The last time I blogged my husband was just over a month away from coming home from a year long deployment. For the very few possible followers that I may have that are not also Facebook friends, I'd like to report that he did make it home safely. I'm fairly certain I've never been quite so happy as I was seeing his face for the first time in months at that Homecoming Ceremony. It was torture to have him so close but have to wait to just touch him, to hug and kiss him, while they did all the ceremonial procedures. Having him home was amazing; reintegration was a bit of a beast but we worked through. I am not a woman of few words so we'll save that story for another day. For now let's suffice it to say that those struggles and our "fight for our family" attitude made us stronger as a family.

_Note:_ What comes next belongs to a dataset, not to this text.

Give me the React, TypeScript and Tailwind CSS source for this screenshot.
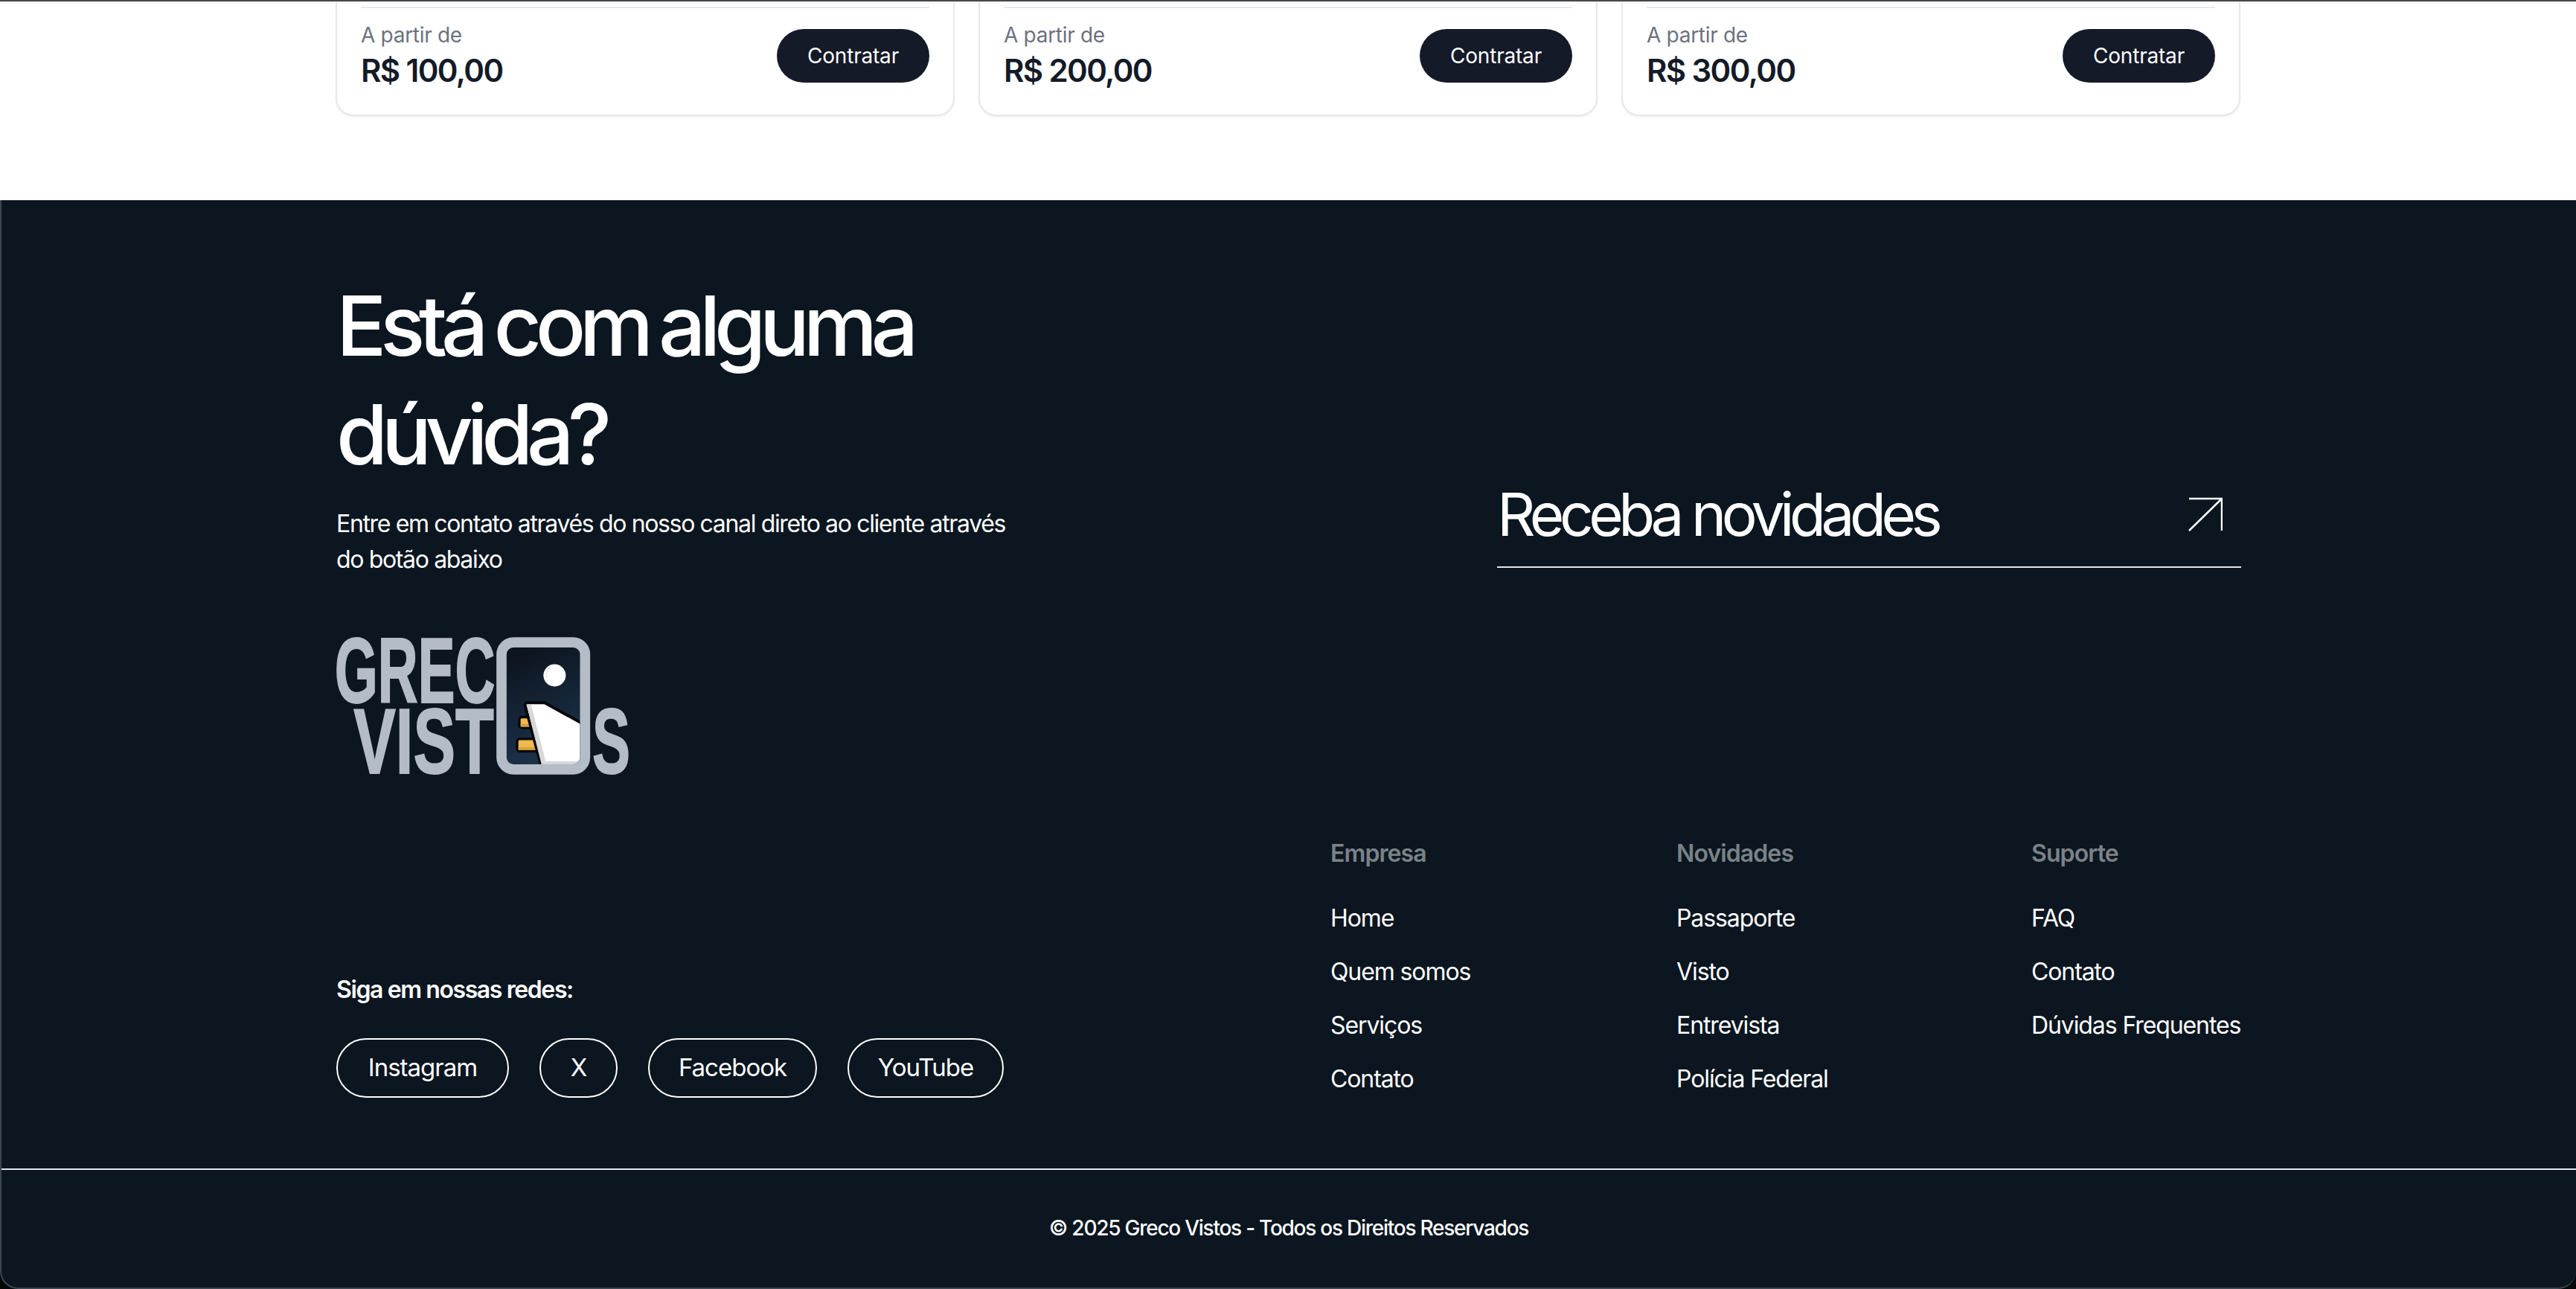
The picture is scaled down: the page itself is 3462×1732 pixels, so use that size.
const prices = ["R$ 100,00", "R$ 200,00", "R$ 300,00"];

const socials = [
  { label: "Instagram", width: "w-[232px]" },
  { label: "X", width: "w-[105px]" },
  { label: "Facebook", width: "w-[227px]" },
  { label: "YouTube", width: "w-[210px]" },
];

const linkColumns = [
  { title: "Empresa", links: ["Home", "Quem somos", "Serviços", "Contato"] },
  { title: "Novidades", links: ["Passaporte", "Visto", "Entrevista", "Polícia Federal"] },
  { title: "Suporte", links: ["FAQ", "Contato", "Dúvidas Frequentes"] },
];

function PriceCard({ price }: { price: string }) {
  return (
    <div className="h-[154px] rounded-b-[24px] border-x-2 border-b-2 border-[#e7e8ec] bg-white px-[32px] pt-[7px] shadow-[0_2px_3px_rgba(0,0,0,0.05)]">
      <div className="h-[2px] bg-[#e5e7eb]" />
      <div className="mt-[20px] flex items-center justify-between">
        <div>
          <p className="text-[28px] leading-[32px] tracking-[-0.3px] text-[#6b7280]">A partir de</p>
          <p className="mt-[8px] text-[42px] leading-[48px] font-semibold tracking-[-1.6px] text-[#141a28]">{price}</p>
        </div>
        <button className="flex h-[72px] w-[205px] items-center justify-center rounded-full bg-[#141a28] text-[28px] tracking-[-0.2px] text-white">
          Contratar
        </button>
      </div>
    </div>
  );
}

function Logo() {
  return (
    <svg viewBox="65 78 1185 557" className="h-[186px] w-[395px] overflow-visible">
      <defs>
        <linearGradient id="doc" x1="0.2" y1="0" x2="0.5" y2="1">
          <stop offset="0" stopColor="#0b121b" />
          <stop offset="1" stopColor="#1d344d" />
        </linearGradient>
        <clipPath id="inner">
          <rect x="752" y="120" width="295" height="470" rx="28" />
        </clipPath>
      </defs>
      <g fill="#b4bcc7" fontFamily="'Liberation Sans', sans-serif" fontWeight="700" stroke="#b4bcc7" strokeWidth="6" fontSize="372">
        <text x="58" y="342" textLength="647" lengthAdjust="spacingAndGlyphs">GREC</text>
        <text x="135" y="628" textLength="565" lengthAdjust="spacingAndGlyphs">VIST</text>
        <text x="1097" y="628" textLength="153" lengthAdjust="spacingAndGlyphs">S</text>
      </g>
      <rect x="731" y="99" width="337" height="512" rx="48" fill="url(#doc)" stroke="#b4bcc7" strokeWidth="41" />
      <circle cx="945" cy="232" r="45" fill="#fff" />
      <path d="M932 197a42 42 0 0 0 0 70a45 45 0 0 1 -6 -70z" fill="#d8d8d8" />
      <g clipPath="url(#inner)">
        <rect x="803" y="400" width="60" height="44" rx="10" fill="#f0b94f" stroke="#05070a" strokeWidth="10" />
        <rect x="808" y="428" width="50" height="11" fill="#d6a03f" />
        <rect x="794" y="488" width="100" height="50" rx="10" fill="#f0b94f" stroke="#05070a" strokeWidth="10" />
        <rect x="799" y="522" width="90" height="11" fill="#d6a03f" />
        <path d="M826 352Q824 342 838 342H905L1060 428V600H892Z" fill="#fff" stroke="#05070a" strokeWidth="12" strokeDasharray="330 8 30 8 500" />
        <path d="M832 350H850L912 590H892Z" fill="#d8d8d8" />
        <rect x="892" y="578" width="160" height="14" fill="#d8d8d8" />
      </g>
    </svg>
  );
}

function ArrowIcon() {
  return (
    <svg viewBox="0 0 46 46" fill="none" stroke="#fff" strokeWidth="2.5" className="h-[46px] w-[46px]">
      <path d="M1 2H45V45M45 2L1 45" />
    </svg>
  );
}

export default function App() {
  return (
    <div className="h-[1732px] w-[3462px] overflow-hidden bg-[#050708] font-['Inter',sans-serif]">
      <div className="h-[269px] border-t-2 border-[#444649] bg-white">
        <div className="mx-auto grid w-[2560px] grid-cols-3 gap-[32px]">
          {prices.map((price) => (
            <PriceCard key={price} price={price} />
          ))}
        </div>
      </div>

      <footer className="h-[1463px] rounded-b-[24px] border-b-2 border-l-2 border-[#3b4650] bg-[#0b1620] text-white">
        <div className="mx-auto w-[2560px] pt-[95px]">
          <div className="flex items-center justify-between">
            <div>
              <h2 className="w-[900px] text-[112px] leading-[146px] font-medium tracking-[-8.5px] [word-spacing:-6px]">
                Está com alguma dúvida?
              </h2>
              <p className="mt-[24px] w-[930px] text-[32px] leading-[48px] tracking-[-1.35px]">
                Entre em contato através do nosso canal direto ao cliente através do botão abaixo
              </p>
              <div className="mt-[80px]">
                <Logo />
              </div>
            </div>
            <a className="flex w-[1000px] items-center justify-between border-b-2 border-[#e5e7eb] pr-[25px] pb-[22px]">
              <span className="text-[80px] leading-[96px] tracking-[-6.5px]">Receba novidades</span>
              <ArrowIcon />
            </a>
          </div>

          <div className="mt-[81px] flex items-end justify-between">
            <div className="-mb-[5px]">
              <p className="text-[32px] leading-[40px] font-semibold tracking-[-1.4px]">Siga em nossas redes:</p>
              <div className="mt-[45px] flex gap-[41px]">
                {socials.map((social) => (
                  <a
                    key={social.label}
                    className={`flex h-[80px] items-center justify-center rounded-full border-2 border-white text-[33px] tracking-[-1px] ${social.width}`}
                  >
                    {social.label}
                  </a>
                ))}
              </div>
            </div>
            <div className="grid w-[1224px] grid-cols-[465px_477px_282px]">
              {linkColumns.map((column) => (
                <div key={column.title}>
                  <p className="text-[32px] leading-[48px] font-semibold tracking-[-0.9px] text-[#7b8287]">{column.title}</p>
                  <ul className="mt-[43px] flex flex-col gap-[32px]">
                    {column.links.map((link) => (
                      <li key={link} className="text-[32px] leading-[40px] tracking-[-1.1px] whitespace-nowrap">
                        {link}
                      </li>
                    ))}
                  </ul>
                </div>
              ))}
            </div>
          </div>
        </div>

        <div className="mt-[100px] border-t-2 border-[#e5e7eb] pt-[60px] text-center text-[28px] leading-[36px] font-medium tracking-[-1.25px]">
          © 2025 Greco Vistos - Todos os Direitos Reservados
        </div>
      </footer>
    </div>
  );
}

When my husband came home we were stationed in Washington State. From there we went to Ft. Campbell, KY...a much desired duty station as his family lives just a few hours away. While there we began our homeschool journey which I have loved far more than I thought I would! And we bought a house and began renovations. Nothing super major (unless you consider completely gutting and refinishing a bathroom major) but we had lots of goals. Again, more stories for another day. We loved our little house and it's location.

And then we got the news...a good two years before we expected to PCS (Permanent Change of Station, which basically means a really big move, for those not savvy in military lingo) we found out that we were going to PCS. To Fort Wainwright, Alaska. Near the "large" thriving metropolis of Fairbanks. I didn't even know Ft. Wainwright or Fairbanks existed before we got those orders. I'm gonna be honest here and admit that I cried. As a matter of fact, I spent the rest of the day crying. I had lots of places I wanted to be stationed, Alaska was not on that list. Fairbanks, 6+ hours north of Anchorage and 6ish hours south of the Arctic Circle (SAY WHAT??????), did not come anywhere close to being on my list of desired places to live. I'm pretty sure, had I known of it's existence, it would have been on my "where I never want to live" list. Within 24 hours I made the decision that I was going to look at this as an extended vacation opportunity; the adventure of a life time. We were going to be living in North Pole! Not the actual North Pole, of course, but still, North Pole!!! How cool is that? There were a lot of really supportive people and a lot of negative Nelly's about our move and there were a few times where my "this'll be fun" attitude deserted me for a "I cannot move that far away from my family and everyone I love" attitude. But this Army Life with all it's moves is the life we chose and that means sometimes making the best of a hard situation...as the unofficial Army motto goes "Embrace the Suck." So I did.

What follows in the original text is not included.